* Start Source data *

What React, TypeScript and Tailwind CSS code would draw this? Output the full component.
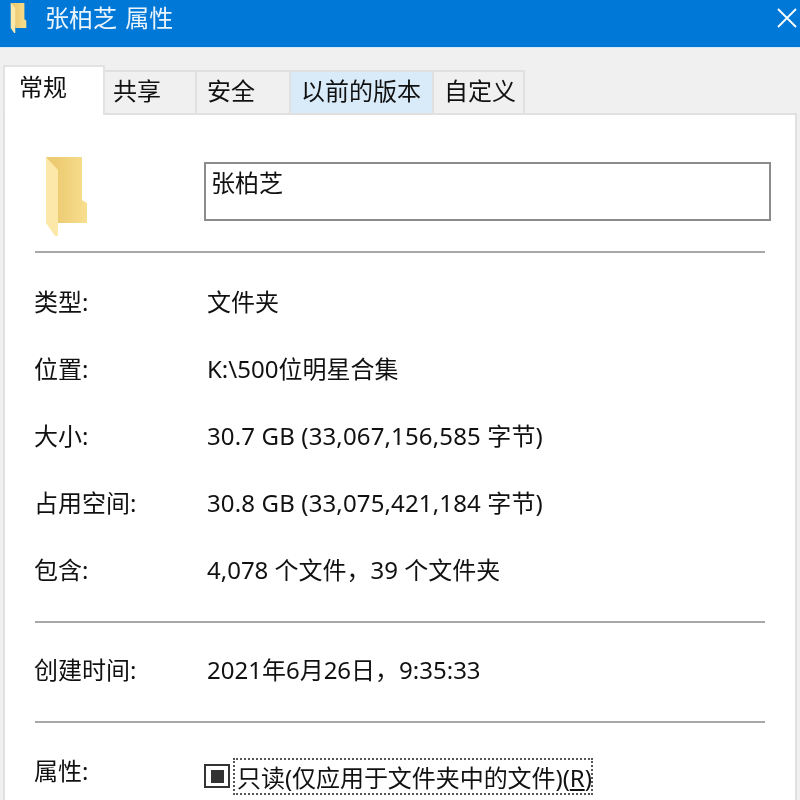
import React from "react";

const font = "font-['Noto_Sans','Noto_Sans_CJK_SC',sans-serif]";

const FolderIcon = ({ className }: { className: string }) => (
  <svg viewBox="0 0 41 79" className={className}>
    <defs>
      <linearGradient id="folderBack" x1="0" y1="0" x2="1" y2="0">
        <stop offset="0.25" stopColor="#eccb72" />
        <stop offset="1" stopColor="#f8df8f" />
      </linearGradient>
    </defs>
    <path d="M0 0H36V43L41 46V66H12V60Z" fill="url(#folderBack)" />
    <path d="M0 0L12 13V79H9L0 66Z" fill="#fce8a8" />
  </svg>
);

const tabs = [
  { label: "共享", w: "w-[92px]", pl: "pl-[8px]", bg: "bg-[#f0f0f0]" },
  { label: "安全", w: "w-[94px]", pl: "pl-[10px]", bg: "bg-[#f0f0f0]" },
  { label: "以前的版本", w: "w-[143px]", pl: "pl-[10px]", bg: "bg-[#d9ebf9]" },
  { label: "自定义", w: "w-[91px]", pl: "pl-[10px]", bg: "bg-[#f0f0f0]" },
];

const Row = ({ label, value, wide }: { label: string; value: string; wide?: boolean }) => (
  <div className="flex h-[67px] items-center">
    <div className="w-[173px] text-[#111]">{label}</div>
    <div className={wide ? "tracking-[0.14px] text-[#111]" : "text-[#111]"}>{value}</div>
  </div>
);

const Line = ({ className = "" }: { className?: string }) => (
  <div className={`mr-[30px] h-[2px] bg-[#a8a8a8] ${className}`} />
);

export default function App() {
  return (
    <div className={`flex h-[800px] w-[800px] flex-col overflow-hidden bg-[#f0f0f0] text-[24px] leading-[32px] blur-[0.4px] ${font}`}>
      <div className="flex h-[47px] shrink-0 items-center bg-[#0078d7] pb-[12px] pl-[9px] pr-[3px] text-white">
        <FolderIcon className="h-[30px] w-[19px]" />
        <span className="ml-[17px] text-[#eaf4fc] [word-spacing:2px]">张柏芝 属性</span>
        <svg viewBox="0 0 20 20" className="ml-auto mb-[-1px] h-[20px] w-[20px]">
          <path d="M1 1L19 19M19 1L1 19" stroke="white" strokeWidth="1.8" />
        </svg>
      </div>
      <div className="h-[1px] shrink-0 bg-[#d8e8f5]" />

      <div className="relative mt-[18px] flex h-[47px] shrink-0 items-end pl-[3px]">
        <div className="z-10 -mb-[2px] flex h-[50px] w-[102px] items-start border-x-2 border-t-2 border-[#e2e2e2] bg-white pl-[14px] pt-[4px] text-[#111]">
          常规
        </div>
        {tabs.map((t) => (
          <div
            key={t.label}
            className={`flex h-[43px] ${t.w} ${t.pl} items-center border-r-2 border-t-2 border-[#e0e0e0] pb-[3px] text-[#111] ${t.bg}`}
          >
            {t.label}
          </div>
        ))}
      </div>

      <div className="ml-[3px] mr-[3px] flex-1 border-x-2 border-t-2 border-[#e0e0e0] bg-white pl-[30px]">
        <div className="flex h-[136px] items-start">
          <FolderIcon className="ml-[11px] mt-[42px] h-[79px] w-[41px]" />
          <div className="ml-[117px] mr-[24px] mt-[47px] h-[59px] flex-1 border-2 border-[#8c8c8c] pl-[5px] pt-[3px] text-[#111]">
            张柏芝
          </div>
        </div>
        <Line />
        <div className="-ml-[1px] pt-[15px]">
          <Row label="类型:" value="文件夹" />
          <Row label="位置:" value="K:\500位明星合集" />
          <Row wide label="大小:" value="30.7 GB (33,067,156,585 字节)" />
          <Row wide label="占用空间:" value="30.8 GB (33,075,421,184 字节)" />
          <Row label="包含:" value="4,078 个文件，39 个文件夹" />
        </div>
        <Line className="mt-[18px]" />
        <div className="-ml-[1px] pt-[13px]">
          <Row label="创建时间:" value="2021年6月26日，9:35:33" />
        </div>
        <Line className="mt-[18px]" />
        <div className="-ml-[1px] mt-[32px] flex items-start">
          <div className="w-[170px] text-[#111]">属性:</div>
          <div className="mt-[9px] flex h-[24px] w-[26px] shrink-0 items-center justify-center border-2 border-[#333] bg-white">
            <div className="h-[13px] w-[13px] bg-[#333]" />
          </div>
          <div className="ml-[3px] mt-[3px] flex h-[37px] w-[360px] items-center whitespace-nowrap border-2 border-dotted border-[#555] pl-[2px] pt-[2px] tracking-[-0.05px] text-[#111]">
            <span>只读(仅应用于文件夹中的文件)(<span className="underline">R</span>)</span>
          </div>
        </div>
      </div>
    </div>
  );
}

* End Source data *

What this task involves ::
Find the lines holding "React" and list every one.

Result of the task ::
What React, TypeScript and Tailwind CSS code would draw this? Output the full component.
import React from "react";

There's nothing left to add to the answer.